Without his "Boy Genius," Mr. Bush has turned to other shields. Laura gave the fidgeting and blinking president support on the "Today" show on Tuesday, telling Matt Lauer that criticism of Ms. Miers might be sexist.
That's silly. The conservatives want a female justice - they just want one who will be reliably certain to influence the court to curb women's rights.
On Thursday, again with weird and stilted body language, and an earpiece that kept falling out, W. held a teleconference and tried to use 10 American soldiers from the Army's 42nd Infantry Division in Tikrit and one Iraqi soldier as props to offer a more upbeat assessment of the security preparations for the weekend vote.
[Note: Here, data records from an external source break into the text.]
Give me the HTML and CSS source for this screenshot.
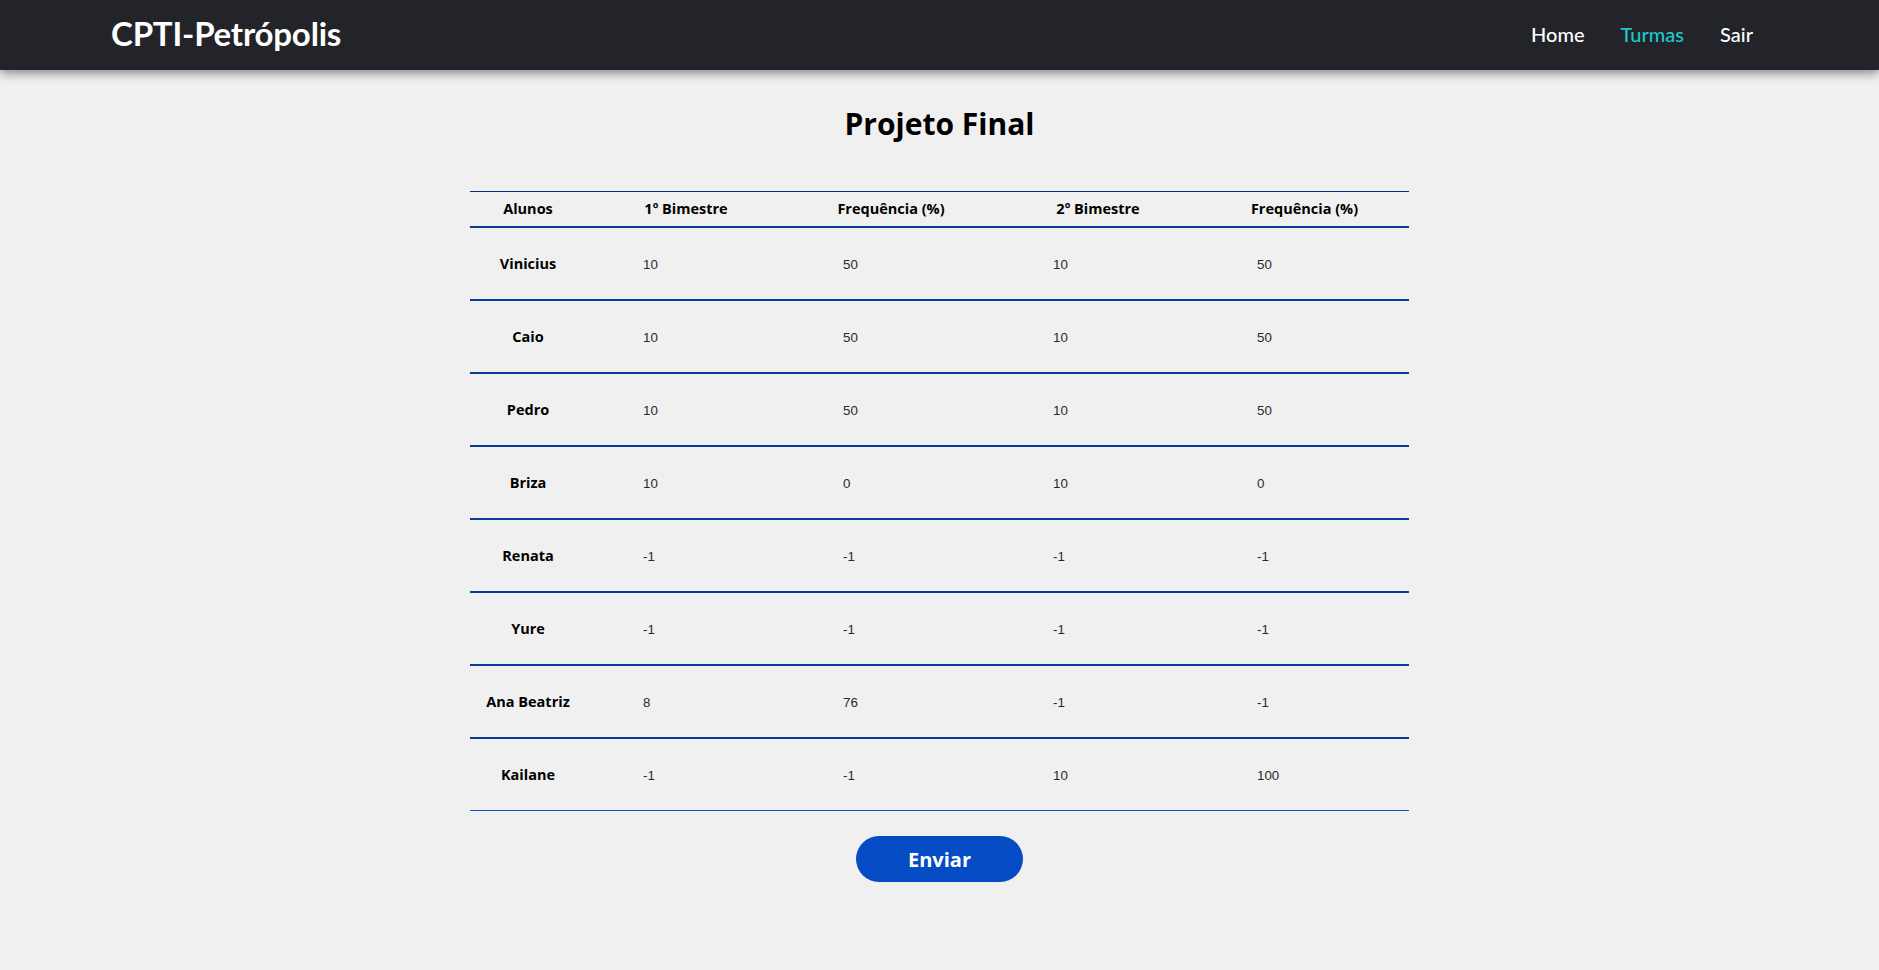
FILE: index.html
```html
<!DOCTYPE html>
<html lang="pt-BR">
<head>
<meta charset="utf-8">
<title>Projeto Final</title>
<link rel="stylesheet" href="styles.css">
</head>
<body>
<header class="topbar">
  <div class="brand">CPTI-Petrópolis</div>
  <nav class="nav">
    <a class="nav-link" href="#">Home</a>
    <a class="nav-link active" href="#">Turmas</a>
    <a class="nav-link" href="#">Sair</a>
  </nav>
</header>
<main class="content">
  <h1 class="title">Projeto Final</h1>
  <form class="grades">
    <table class="grade-table">
      <colgroup>
        <col class="c1"><col class="c2"><col class="c3"><col class="c4"><col class="c5">
      </colgroup>
      <thead>
        <tr><th>Alunos</th><th>1º Bimestre</th><th>Frequência (%)</th><th>2º Bimestre</th><th>Frequência (%)</th></tr>
      </thead>
      <tbody>
        <tr><td class="name">Vinicius</td><td><input class="val" value="10"></td><td><input class="val" value="50"></td><td><input class="val" value="10"></td><td><input class="val" value="50"></td></tr>
        <tr><td class="name">Caio</td><td><input class="val" value="10"></td><td><input class="val" value="50"></td><td><input class="val" value="10"></td><td><input class="val" value="50"></td></tr>
        <tr><td class="name">Pedro</td><td><input class="val" value="10"></td><td><input class="val" value="50"></td><td><input class="val" value="10"></td><td><input class="val" value="50"></td></tr>
        <tr><td class="name">Briza</td><td><input class="val" value="10"></td><td><input class="val" value="0"></td><td><input class="val" value="10"></td><td><input class="val" value="0"></td></tr>
        <tr><td class="name">Renata</td><td><input class="val" value="-1"></td><td><input class="val" value="-1"></td><td><input class="val" value="-1"></td><td><input class="val" value="-1"></td></tr>
        <tr><td class="name">Yure</td><td><input class="val" value="-1"></td><td><input class="val" value="-1"></td><td><input class="val" value="-1"></td><td><input class="val" value="-1"></td></tr>
        <tr><td class="name">Ana Beatriz</td><td><input class="val" value="8"></td><td><input class="val" value="76"></td><td><input class="val" value="-1"></td><td><input class="val" value="-1"></td></tr>
        <tr class="last"><td class="name">Kailane</td><td><input class="val" value="-1"></td><td><input class="val" value="-1"></td><td><input class="val" value="10"></td><td><input class="val" value="100"></td></tr>
      </tbody>
    </table>
    <div class="actions"><button type="button" class="submit">Enviar</button></div>
  </form>
</main>
</body>
</html>
```
FILE: styles.css
```css
* { box-sizing: border-box; }
html, body { margin: 0; padding: 0; }
body {
  background: #f0f0f0;
  font-family: "Open Sans", "Noto Sans", sans-serif;
  color: #000;
  min-height: 970px;
}
.topbar {
  height: 70px;
  background: #232429;
  display: flex;
  align-items: center;
  justify-content: space-between;
  padding: 0 126px 0 111px;
  box-shadow: 0 3px 10px rgba(0, 0, 0, 0.45);
  position: relative;
  z-index: 1;
}
.brand {
  font-family: Lato, "Noto Sans", sans-serif;
  font-weight: 700;
  font-size: 33px;
  color: #fff;
  letter-spacing: -0.2px;
  line-height: 1;
  margin-top: -3px;
}
.nav { display: flex; gap: 36px; align-items: center; margin-top: -2px; }
.nav-link {
  font-family: Lato, "Noto Sans", sans-serif;
  font-size: 20px;
  color: #fff;
  text-decoration: none;
  font-weight: 500;
}
.nav-link.active { color: #1fc8cc; }
.content { display: flex; flex-direction: column; align-items: center; }
.title {
  font-size: 30px;
  font-weight: 700;
  margin: 34px 0 47px;
  line-height: 40px;
}
.grades { width: 939px; display: flex; flex-direction: column; }
.grade-table {
  width: 939px;
  border-collapse: collapse;
  table-layout: fixed;
}
.c1 { width: 116px; }
.c2 { width: 200px; }
.c3 { width: 210px; }
.c4 { width: 204px; }
.c5 { width: 209px; }
.grade-table thead tr { border-top: 1px solid #0a2a78; border-bottom: 2px solid #0a3a9a; }
.grade-table th {
  height: 35px;
  font-size: 14.5px;
  font-weight: 700;
  text-align: center;
  padding: 0;
}
.grade-table tbody tr { border-bottom: 2px solid #0a3a9a; }
.grade-table tbody tr.last { border-bottom: 1px solid #1450c8; }
.grade-table td { height: 73px; padding: 0; }
.grade-table td.name {
  text-align: center;
  font-size: 14.5px;
  font-weight: 700;
}
.val {
  border: none;
  background: transparent;
  font-family: "Liberation Sans", Arial, sans-serif;
  font-size: 13.33px;
  color: #2a2a2a;
  width: 100px;
  padding: 0;
  margin-left: 57px;
  outline: none;
}
.actions { display: flex; justify-content: center; padding-top: 25px; }
.submit {
  width: 167px;
  height: 46px;
  border: none;
  border-radius: 23px;
  background: #044bc4;
  color: #fff;
  font-family: "Open Sans", "Noto Sans", sans-serif;
  font-weight: 700;
  font-size: 20px;
  cursor: pointer;
}
```
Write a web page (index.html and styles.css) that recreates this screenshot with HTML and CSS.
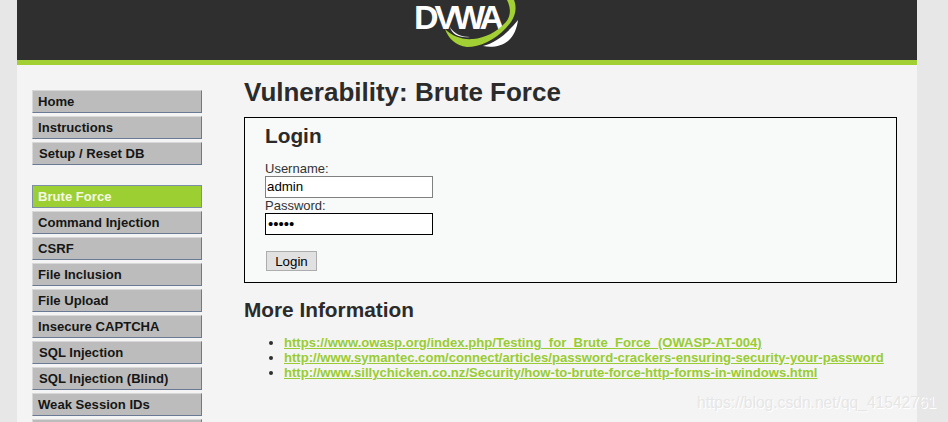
FILE: index.html
```html
<!DOCTYPE html>
<html lang="en">
<head>
    <meta charset="UTF-8">
    <title>Vulnerability: Brute Force</title>
    <link rel="stylesheet" href="styles.css">
</head>
<body>
    <div class="container">
        <div class="header">
            <div class="logo">
                <span class="logo-text">DVWA</span>
                <svg class="logo-swoosh" width="85" height="50" viewBox="0 0 85 50">
                    <path d="M5 29 C8 38 16 46 27 47 C40 47 55 40 66 28 C74 20 78 10 74 0 L67 0 C71 8 71 16 66 22 C57 32 45 38 33 39 C22 40 12 36 5 29 Z" fill="#a2cf33"/>
                    <path d="M10 27 C14 34 22 37 30 37 C20 38 12 35 10 27 Z" fill="#ffffff"/>
                    <path d="M43 46 C55 43 68 33 78 20 C77 28 74 36 68 41 C62 46 52 48 43 46 Z" fill="#ffffff"/>
                </svg>
            </div>
        </div>

        <div class="content">
            <div class="sidebar">
                <ul class="menu">
                    <li><a href="#">Home</a></li>
                    <li><a href="#">Instructions</a></li>
                    <li><a href="#" class="shift">Setup / Reset DB</a></li>
                </ul>
                <ul class="menu">
                    <li class="selected"><a href="#">Brute Force</a></li>
                    <li><a href="#">Command Injection</a></li>
                    <li><a href="#">CSRF</a></li>
                    <li><a href="#">File Inclusion</a></li>
                    <li><a href="#">File Upload</a></li>
                    <li><a href="#">Insecure CAPTCHA</a></li>
                    <li><a href="#" class="shift">SQL Injection</a></li>
                    <li><a href="#" class="shift">SQL Injection (Blind)</a></li>
                    <li><a href="#">Weak Session IDs</a></li>
                    <li></li>
                </ul>
            </div>

            <div class="main">
                <h1>Vulnerability: Brute Force</h1>

                <div class="login-box">
                    <h2>Login</h2>
                    <form class="login-form">
                        <label for="username">Username:</label>
                        <input type="text" id="username" value="admin">
                        <label for="password">Password:</label>
                        <input type="password" id="password" class="focused" value="admin">
                        <button type="button">Login</button>
                    </form>
                </div>

                <h2 class="more-title">More Information</h2>
                <ul class="links">
                    <li><a href="#">https://www.owasp.org/index.php/Testing_for_Brute_Force_(OWASP-AT-004)</a></li>
                    <li><a href="#">http://www.symantec.com/connect/articles/password-crackers-ensuring-security-your-password</a></li>
                    <li><a href="#">http://www.sillychicken.co.nz/Security/how-to-brute-force-http-forms-in-windows.html</a></li>
                </ul>
            </div>
        </div>
    </div>

    <div class="watermark">https://blog.csdn.net/qq_41542761</div>
</body>
</html>
```

FILE: styles.css
```css
html, body {
    height: 100%;
    overflow: hidden;
}

body {
    margin: 0;
    background-color: #e7e7e7;
    font-family: "Liberation Sans", Arial, sans-serif;
    font-size: 14px;
    color: #2f2f2f;
}

.container {
    width: 900px;
    height: 422px;
    margin-left: 17px;
    background-color: #f4f4f4;
    overflow: hidden;
}

.header {
    display: flex;
    justify-content: center;
    height: 60px;
    background-color: #2f2f2f;
    border-bottom: 5px solid #a2cf33;
}

.logo {
    position: relative;
    width: 106px;
    height: 60px;
}

.logo-text {
    position: absolute;
    left: 0;
    top: 0;
    font-size: 34px;
    line-height: 34px;
    font-weight: bold;
    letter-spacing: -4px;
    color: #ffffff;
}

.logo-swoosh {
    position: absolute;
    left: 26px;
    top: 0;
}

.content {
    display: flex;
    padding-top: 14px;
}

/* левая колонка */
.sidebar {
    width: 170px;
    margin-left: 15px;
    margin-right: 42px;
    padding-top: 11px;
    flex-shrink: 0;
}

.menu {
    list-style: none;
    margin: 0 0 20px;
    padding: 0;
}

.menu li {
    box-sizing: border-box;
    width: 170px;
    height: 23px;
    margin-bottom: 3px;
    background-color: #bcbcbc;
    border-top: 1px solid #d8d8d8;
    border-left: 1px solid #d8d8d8;
    border-bottom: 1px solid #6b7a94;
    border-right: 1px solid #6b7a94;
}

.menu a {
    display: block;
    padding-left: 5px;
    font-size: 13.1px;
    line-height: 21px;
    font-weight: bold;
    color: #161616;
    text-decoration: none;
}

.menu a.shift {
    padding-left: 6px;
}

.menu li.selected {
    background-color: #9ccf31;
    border-color: #7b8fa8;
}

.menu li.selected a {
    color: #f4f8e4;
}

/* правая колонка */
.main {
    width: 653px;
}

h1 {
    margin: 0 0 11px;
    font-size: 26px;
    line-height: 27px;
    font-weight: bold;
    color: #2b2b2b;
}

.login-box {
    box-sizing: border-box;
    height: 166px;
    padding: 7px 20px 0;
    border: 1px solid #000000;
    background-color: #f8f9f9;
}

h2 {
    margin: 0;
    font-size: 20.8px;
    line-height: 22px;
    font-weight: bold;
    color: #2b2b2b;
}

.login-form {
    display: flex;
    flex-direction: column;
    align-items: flex-start;
    margin-top: 14px;
}

.login-form label {
    font-size: 13px;
    line-height: 15px;
    height: 15px;
    color: #333333;
}

.login-form input {
    box-sizing: border-box;
    width: 168px;
    height: 22px;
    padding: 0 1px 2px;
    border: 1px solid #808080;
    background-color: #ffffff;
    font-family: "Liberation Sans", Arial, sans-serif;
    font-size: 13.3px;
    color: #000000;
}

.login-form input.focused {
    padding: 0 2px 1px;
    border-color: #000000;
    font-size: 15px;
}

.login-form button {
    box-sizing: border-box;
    width: 51px;
    height: 20px;
    margin: 16px 0 0 1px;
    padding: 0;
    border: 1px solid #adadad;
    background-color: #e1e1e1;
    font-family: "Liberation Sans", Arial, sans-serif;
    font-size: 13.3px;
    color: #000000;
}

.more-title {
    margin-top: 16px;
}

.links {
    margin: 14px 0 0;
    padding-left: 40px;
}

.links li {
    line-height: 15px;
    font-size: 13.1px;
    color: #2f2f2f;
}

.links a {
    font-weight: bold;
    color: #99cc33;
}

.watermark {
    position: absolute;
    left: 697px;
    top: 393px;
    font-size: 15.6px;
    line-height: 20px;
    color: #e6e6e6;
    text-shadow: 1px 1px 0 #ffffff;
}
```
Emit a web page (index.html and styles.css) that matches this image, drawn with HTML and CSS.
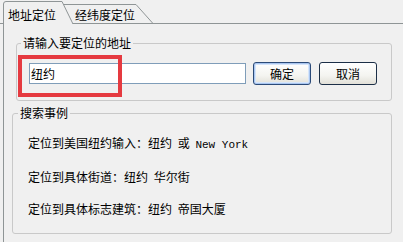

The surprise wasn't that it turned out to be rehearsed, although that angered some uniformed officers at the Pentagon who felt the troops were being politicized and used as military wallpaper. If these brave young men and women can be trusted to carry guns and kill insurgents, these officers reasoned, why can't they be trusted to speak into a microphone without stage-managing and a rehearsal from a civilian Pentagon spin doctor?
The surprise was how inept the event was. The White House was always able to pull off these stagey, scripted events during the campaign and when selling the Iraq war.
It's hard to believe sunny reports from Tikrit with Syria turning into Iraq's Cambodia. As James Risen and David Sanger write in The Times today, "A series of clashes in the last year between American and Syrian troops ... has raised the prospect that cross-border military operations may become a dangerous new front in the Iraq war."
It was hard to tell whom that teleconference was aimed at impressing - unless it was just meant to cheer up the edgy W. Instead, it just made him seem more lost than ever.